En un mismo día, él puede estar ocupado con los preparativos del funeral de un padre cuya familia vive en una casa modesta de apenas dos habitaciones en la periferia de la ciudad y, enseguida, encontrarse con una autoridad municipal en un ampuloso escritorio. Puede llorar, solidario con una familia que perdió al ser querido, y sonreír con los padres que recibieron a un bebé. En un mismo fin de semana puede realizar bautismos, dedicar niños, oficiar en un funeral y también en un casamiento. Están los que sirven en grandes congregaciones, plantadas en las metrópolis, y son siempre recordados en ocasiones especiales, que reciben invitaciones para hablar en congresos, presentar seminarios, formar parte de comisiones directivas de campos o instituciones. Están, también, los que, al trabajar en regiones más receptivas, tienen asegurado el primer lugar en los informes de conquistas evangelizadoras. Y también están aquéllos que trabajan lejos de las luces del escenario, en lugares distantes, desolados, carentes de casi todo.
Todos esos son pastores que, a pesar de los contrastes experimentados, tienen la misma marca de fidelidad, dedicación y compromiso con la vocación para la que fueron llamados. No hicieron apenas una opción por una carrera profesional. Saben que no pueden esperar ganancia material, fama, ni ganar posiciones en las que sean vistos de forma destacada. Fueron llamados, por Dios, para servir. Si reciben el reconocimiento y la manifestación de gratitud por parte de la iglesia que esposaron con Cristo, ciertamente se ponen felices. Después de todo, el deseo de ser reconocido y aceptado es muy natural y comprensible entre los seres humanos. En el caso de que falle el reconocimiento de parte de sus hermanos, la recompensa divina es segura: “[…]Recibiréis la corona incorruptible de gloria” (1 Ped. 5:4) es la promesa.
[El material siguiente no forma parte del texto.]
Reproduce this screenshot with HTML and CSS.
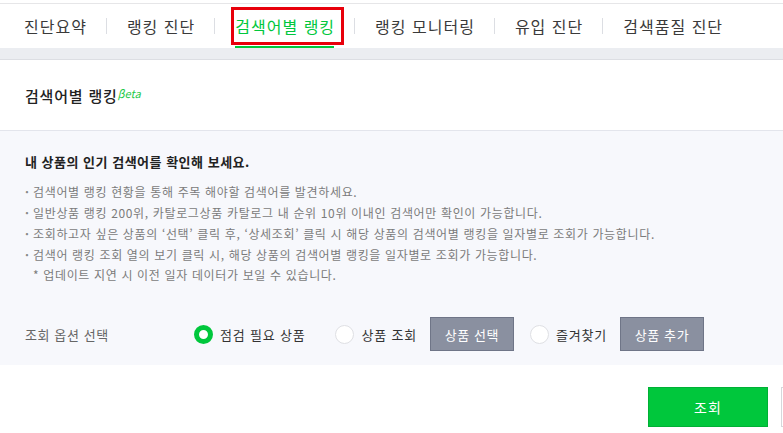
FILE: index.html
```html
<!DOCTYPE html>
<html lang="ko">
<head>
<meta charset="utf-8">
<title>검색어별 랭킹</title>
<link rel="stylesheet" href="styles.css">
</head>
<body>
<nav class="tabs">
  <a class="tab">진단요약</a>
  <span class="sep"></span>
  <a class="tab">랭킹 진단</a>
  <span class="sep"></span>
  <a class="tab active">검색어별 랭킹<span class="mark"></span></a>
  <span class="sep"></span>
  <a class="tab">랭킹 모니터링</a>
  <span class="sep"></span>
  <a class="tab">유입 진단</a>
  <span class="sep"></span>
  <a class="tab">검색품질 진단</a>
</nav>
<div class="band"></div>
<header class="section-head">
  <h2 class="title">검색어별 랭킹<span class="beta">βeta</span></h2>
</header>
<section class="info">
  <p class="info-title">내 상품의 인기 검색어를 확인해 보세요.</p>
  <ul class="bullets">
    <li>검색어별 랭킹 현황을 통해 주목 해야할 검색어를 발견하세요.</li>
    <li>일반상품 랭킹 200위, 카탈로그상품 카탈로그 내 순위 10위 이내인 검색어만 확인이 가능합니다.</li>
    <li>조회하고자 싶은 상품의 ‘선택’ 클릭 후, ‘상세조회’ 클릭 시 해당 상품의 검색어별 랭킹을 일자별로 조회가 가능합니다.</li>
    <li>검색어 랭킹 조회 열의 보기 클릭 시, 해당 상품의 검색어별 랭킹을 일자별로 조회가 가능합니다.</li>
  </ul>
  <p class="note">* 업데이트 지연 시 이전 일자 데이터가 보일 수 있습니다.</p>
  <div class="options">
    <span class="opt-label">조회 옵션 선택</span>
    <label class="choice first"><span class="radio on"></span>점검 필요 상품</label>
    <label class="choice"><span class="radio"></span>상품 조회</label>
    <button class="btn-gray">상품 선택</button>
    <label class="choice"><span class="radio"></span>즐겨찾기</label>
    <button class="btn-gray">상품 추가</button>
  </div>
</section>
<div class="actions">
  <button class="btn-green">조회</button>
  <button class="btn-white" aria-label="초기화"></button>
</div>
</body>
</html>
```
FILE: styles.css
```css
html, body {
  margin: 0;
  padding: 0;
  overflow: hidden;
  background: #fff;
  font-family: "Noto Sans CJK KR", "Noto Sans", sans-serif;
  color: #333;
}
.tabs {
  margin-top: 3px;
  border-top: 1px solid #e6e6e8;
  height: 44px;
  display: flex;
  align-items: center;
  padding-left: 4px;
}
.tab {
  position: relative;
  padding: 0 19px 0 20px;
  font-size: 16px;
  line-height: 44px;
  letter-spacing: 1px;
  color: #3a3a3a;
  white-space: nowrap;
}
.tab.active {
  color: #00c73c;
}
.tab.active::after {
  content: "";
  position: absolute;
  left: 20px;
  right: 20px;
  bottom: 0;
  height: 2px;
  background: #00c73c;
}
.mark {
  position: absolute;
  left: 16px;
  right: 10px;
  top: 3px;
  bottom: 3px;
  border: 3px solid #e8000b;
}
.sep {
  width: 1px;
  height: 16px;
  background: #dcdee3;
}
.band {
  height: 11px;
  background: #ebedf1;
  border-bottom: 1px solid #dcdee3;
}
.section-head {
  height: 70px;
  display: flex;
  align-items: center;
  padding-left: 25px;
  border-bottom: 1px solid #e3e5ec;
}
.title {
  margin: 0;
  font-size: 15px;
  font-weight: 500;
  color: #222;
  letter-spacing: 0.8px;
}
.beta {
  font-size: 11px;
  font-style: italic;
  font-weight: normal;
  letter-spacing: 0;
  color: #1dc948;
  vertical-align: 4px;
  margin-left: 0;
}
.info {
  background: #f7f8fc;
  padding: 20px 0 14px 25px;
}
.info-title {
  margin: 0;
  font-size: 13px;
  font-weight: bold;
  line-height: 22px;
  color: #222;
  letter-spacing: 0.5px;
}
.bullets {
  list-style: none;
  margin: 8px 0 0;
  padding: 0;
}
.bullets li {
  display: flex;
  font-size: 12px;
  line-height: 21px;
  letter-spacing: 0.65px;
  color: #7b7b7b;
  white-space: nowrap;
}
.bullets li::before {
  content: "·";
  width: 8px;
  letter-spacing: 0;
  font-weight: bold;
  color: #888;
}
.note {
  margin: 0;
  padding-left: 8px;
  font-size: 12px;
  line-height: 20px;
  letter-spacing: 0.65px;
  color: #7b7b7b;
}
.options {
  margin-top: 32px;
  display: flex;
  align-items: center;
  height: 34px;
}
.opt-label {
  width: 169px;
  font-size: 13px;
  letter-spacing: 0.6px;
  color: #666;
}
.choice {
  display: flex;
  align-items: center;
  gap: 7px;
  font-size: 13px;
  letter-spacing: 0.8px;
  color: #333;
  margin-right: 13px;
}
.choice.first {
  margin-right: 30px;
}
.radio {
  box-sizing: border-box;
  width: 19px;
  height: 19px;
  border-radius: 50%;
  background: #fff;
  border: 1px solid #dfe0e4;
}
.radio.on {
  border: 5px solid #00c73c;
}
.btn-gray {
  box-sizing: border-box;
  width: 84px;
  height: 34px;
  margin-right: 16px;
  background: #8a90a0;
  border: 1px solid #6f7587;
  color: #fff;
  font-family: inherit;
  font-size: 13px;
  letter-spacing: 0.6px;
  padding: 0;
}
.actions {
  display: flex;
  gap: 13px;
  padding: 22px 0 0 648px;
}
.btn-green {
  flex: none;
  box-sizing: border-box;
  width: 120px;
  height: 40px;
  background: #00c73c;
  border: 1px solid #00b035;
  color: #fff;
  font-family: inherit;
  font-size: 14px;
  letter-spacing: 1px;
  padding: 0;
}
.btn-white {
  flex: none;
  box-sizing: border-box;
  width: 120px;
  height: 40px;
  background: #fff;
  border: 1px solid #d6d7db;
  padding: 0;
}
```
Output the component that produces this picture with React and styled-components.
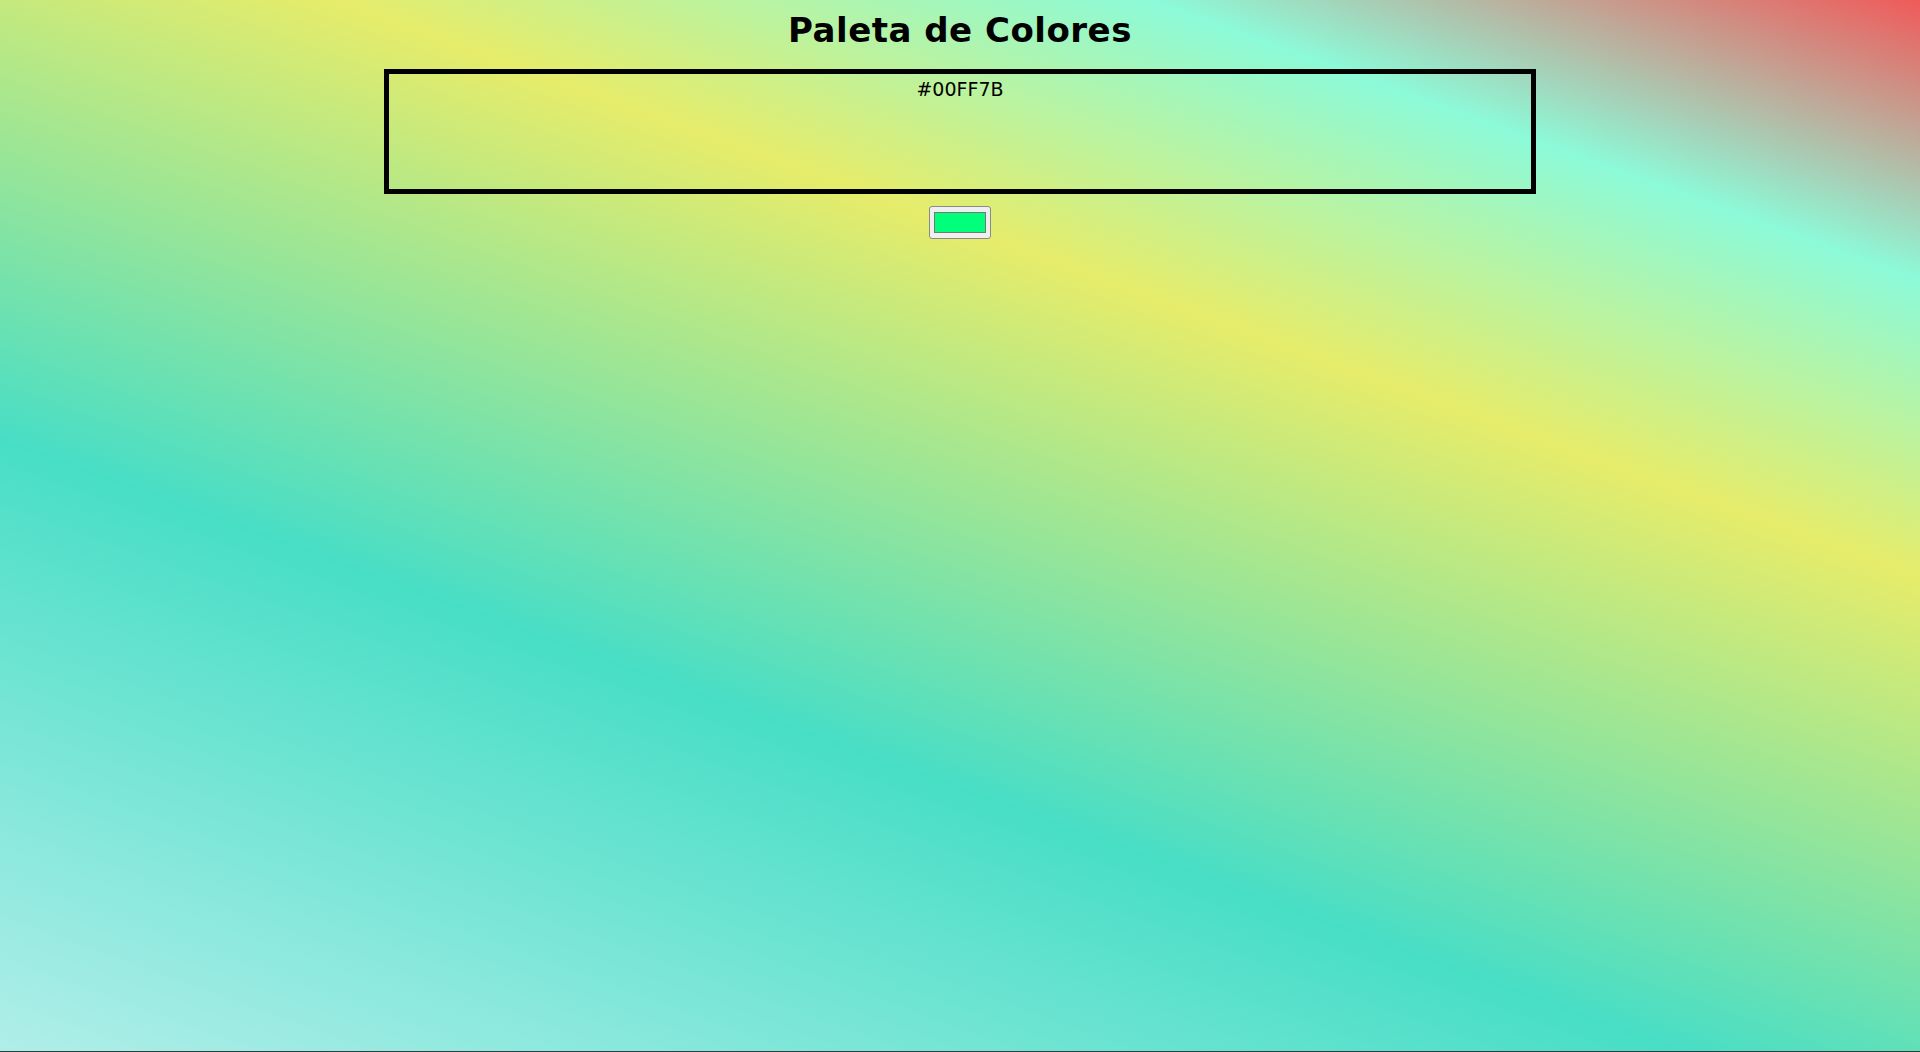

Sin embargo, la disposición a dar reconocimiento a quien nos presta algún beneficio es una virtud cristiana, que incluso funciona con efecto bumerán: “Dad y se os dará: medida buena, apretada, remecida y rebosando darán en vuestro regazo; porque con la misma medida con que medís, os volverán a medir” (Luc. 6:38). El escritor del libro de Hebreos aconseja: “Acordaos de vuestros pastores, que os hablaron la palabra de Dios (…) Obedeced a vuestros pastores, y sujetaos a ellos; porque ellos velan por vuestras almas, como quienes han de dar cuenta; para que lo hagan con alegría, y no quejándose, porque esto no os es provechoso” (Heb. 13:7, 17).
El Día del Pastor fue establecido en este contexto. No se trata de loar e idolatrar la figura humana. La Asociación Ministerial lo creó como una oportunidad especial de agradecimiento, reconocimiento e incentivo al trabajo pastoral. Siendo así, el pastor, dondequiera que se encuentre, esté ocupado en la tarea que sea, reciba el cariño, la gratitud sincera y las oraciones de su iglesia. Que Dios lo conserve humilde, dedicado y fiel a su noble llamado.